Two brothers chronicle the birds and landscapes of the Lone Star State.
The Audubon-esque avian art lining the walls of Bird Café, a hot spot gastropub in Fort Worth, Texas, is the work of Stuart and Scott Gentling. Longtime Fort Worth residents, the twin brothers shared a passion for the topography, the people, and particularly the birds of their adopted home state. Together they produced Of Birds and Texas, originally published to great acclaim in 1986 in an elephant folio limited edition that included 40 of their exquisitely detailed bird portraits and 10 Texas landscapes. Author A.C. Greene lauded it as “the most stunning and prodigious book in Texas history (and possibly forever),” and The Dallas Morning News praised it as “the most magnificent book ever produced in Texas.”
The Gentlings’ sister, Suzanne, an artist in her own right, called Stuart the birdman in the family. “He had a fascination with them as a child,” she says. “In the old days in Fort Worth, going down into the Trinity River Valley was like going into the wilderness. At a young age, Stuart would come home with dead birds in a pouch on his right side, and in the pouch on the left side there’d be a nest of eggs to hatch under his desk lamp or a wounded bird he would rehab.”

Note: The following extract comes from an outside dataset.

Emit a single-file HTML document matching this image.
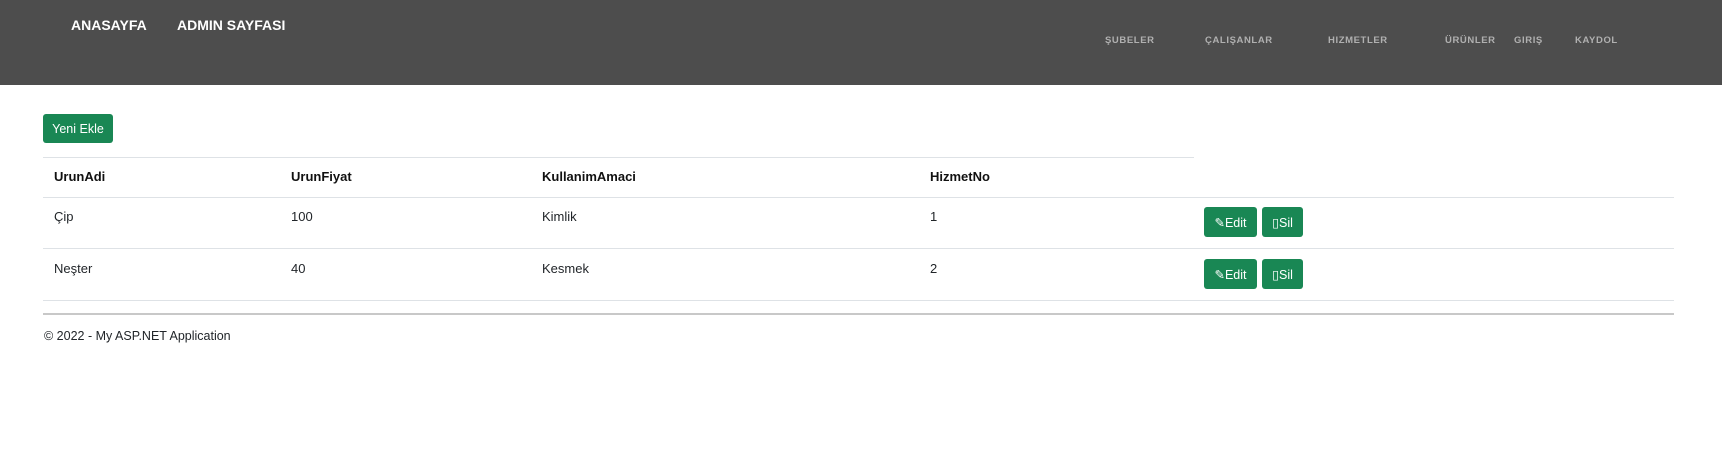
<!DOCTYPE html>
<html><head><meta charset="utf-8"><style>
*{margin:0;padding:0;box-sizing:border-box}
body{width:1722px;height:452px;background:#fff;font-family:"Liberation Sans",sans-serif;color:#212529;position:relative;overflow:hidden}
.nav{position:absolute;left:0;top:0;width:1722px;height:85px;background:#4d4d4d}
.t{position:absolute;white-space:nowrap;line-height:1}
.l{color:#fff;font-weight:bold;font-size:14px;top:18px}
.r{color:#b0b0b0;font-weight:bold;font-size:9.5px;letter-spacing:.6px;top:36px}
.btn{position:absolute;background:#198754;color:#fff;border-radius:3px;font-size:12.5px;display:flex;align-items:center;justify-content:center}
.line{position:absolute;height:1px;background:#dee2e6}
.c{position:absolute;font-size:13px;line-height:1}
.h{font-weight:bold;color:#111}
</style></head><body>
<div class="nav"></div>
<div class="t l" style="left:71px">ANASAYFA</div>
<div class="t l" style="left:177px">ADMIN SAYFASI</div>
<div class="t r" style="left:1105px">ŞUBELER</div>
<div class="t r" style="left:1205px">ÇALIŞANLAR</div>
<div class="t r" style="left:1328px">HIZMETLER</div>
<div class="t r" style="left:1445px">ÜRÜNLER</div>
<div class="t r" style="left:1514px">GIRIŞ</div>
<div class="t r" style="left:1575px">KAYDOL</div>
<div class="btn" style="left:43px;top:114px;width:70px;height:29px">Yeni Ekle</div>
<div class="line" style="left:43px;width:1151px;top:157px"></div>
<div class="line" style="left:43px;width:1631px;top:197px"></div>
<div class="line" style="left:43px;width:1631px;top:248px"></div>
<div class="line" style="left:43px;width:1631px;top:300px"></div>
<div class="c h" style="left:54px;top:170px">UrunAdi</div>
<div class="c h" style="left:291px;top:170px">UrunFiyat</div>
<div class="c h" style="left:542px;top:170px">KullanimAmaci</div>
<div class="c h" style="left:930px;top:170px">HizmetNo</div>
<div class="c" style="left:54px;top:210px">Çip</div>
<div class="c" style="left:291px;top:210px">100</div>
<div class="c" style="left:542px;top:210px">Kimlik</div>
<div class="c" style="left:930px;top:210px">1</div>
<div class="c" style="left:54px;top:262px">Neşter</div>
<div class="c" style="left:291px;top:262px">40</div>
<div class="c" style="left:542px;top:262px">Kesmek</div>
<div class="c" style="left:930px;top:262px">2</div>
<div class="btn" style="left:1204px;top:207px;width:53px;height:30px">✎Edit</div>
<div class="btn" style="left:1262px;top:207px;width:41px;height:30px">▯Sil</div>
<div class="btn" style="left:1204px;top:259px;width:53px;height:30px">✎Edit</div>
<div class="btn" style="left:1262px;top:259px;width:41px;height:30px">▯Sil</div>
<div style="position:absolute;left:43px;width:1631px;top:313px;height:2px;background:#c8c8c8"></div>
<div class="c" style="left:44px;top:330px;font-size:12.5px">© 2022 - My ASP.NET Application</div>
</body></html>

After Stuart discovered John James Audubon’s The Birds of America in junior high, the brothers went to work copying the paintings. As adults, they would dedicate much of their lives to producing their book of Texas birds: “They decided to tackle this huge project that grew and grew and grew. It overtook the family,” Suzanne recalls.
Using the Gentling brothers’ birds as décor was the inspired idea of legendary Dallas-Fort Worth restaurateur and art collector Shannon Wynne. Although the brothers are no longer alive (Stuart died in 2006; Scott in 2011), it’s nice to imagine them pulling up a kiwi-colored chair and enjoying a beer and some Comanche bison ribs in sight of all those black-framed limited edition prints of their lifework.
An amplified mass-market edition of Of Birds and Texas (University of Texas Press, 2001) is available on Amazon.com. Read more of our interview with Suzanne Gentling and get recipes from the Bird Café.
From the October 2015 issue.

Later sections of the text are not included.